There is a natural desire in us for certainty, but that is to be had only by personal infallibility. If we believe our own reading of Scripture is inspired, then we shall believe in our own reading, even if we attribute it to the Holy Spirit. But for those who ask with the Ethiopian, ‘how shall be we know what it means unless someone shall teach us?” – then we know we need guidance. That comes in a variety of forms. Prayer before reading Scripture seldom goes unrewarded, and good commentaries are a great aid too. But what to do if one’s own reading and the commentaries do not quite square up? That is where the authority of the Church is invaluable.
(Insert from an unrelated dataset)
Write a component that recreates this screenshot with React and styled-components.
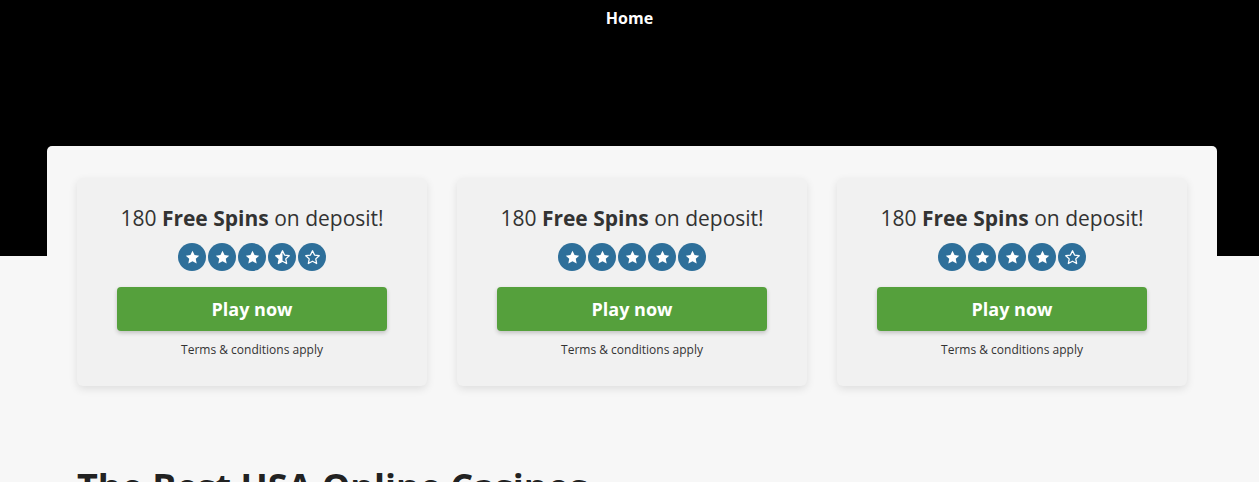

One of the many half-truths which emerge from those convinced of their own infallible reading of the Bible, is that the Catholic Church discourages people from reading the Bible. That is not so. What the does is to encourage us to read the Bible within the tradition which produced it. It is perfectly possible to read the Bible by the light of one’s own authority and go badly astray. Arius read ‘only-begotten Son’ to mean that Jesus was a separate, created being, and that is certainly a reading which one can adopt and defend, just as one can adopt and defend the reading preferred by Athanasius; how are we to know which reading is correct? Well, for an Orthodox or Catholic Christian, the answer is plain – by the authority of the Church.
Thus, one’s own reasoned reading might, or might not, lead one to an orthodox position; the same is true of the promptings of the heart, but only the balance of all three elements – head, heart and Church – can lead one to a secure rock. This is not least because the only other real hermeneutical tool is the spirit of the one’s own age. The fact is that no one reads Scripture in a vacuum. You either read it influenced by the intellectual fashions of your own age, or you read it in the tradition of the Church.
An excellent piece C. The authority of the Church is foundational to our formation; it is the underpinnings of our spiritual edifice that keeps the entire structure tied to the Rock, Christ. Without that certainty, we would all build our faith wherever we reasonably thought; more often built on sand rather than Rock. Though reason, as your piece indicates can certainly be the first movement of God in man to identify the need for an authority and then to accept that authority because it is reasonable; being demonstrated by tradition and by Scripture.
After all, religion is the handmaid of a man’s spiritual life. Were it not for our ability, through reason, to ascertain where or what to build our spiritual edifice upon, we are likely to build our spiritual lives upon the shifting sands rather than the Rock. The heart is higher than than the mind and the spirit is higher than the governing laws. But try to build a skyscraper without the use of mathematics and a blueprint and you are likely to end up with a pile of rubble instead of a spiritual edifice that brings glory to God while elevating our minds and hearts to serve Him in the building thereof.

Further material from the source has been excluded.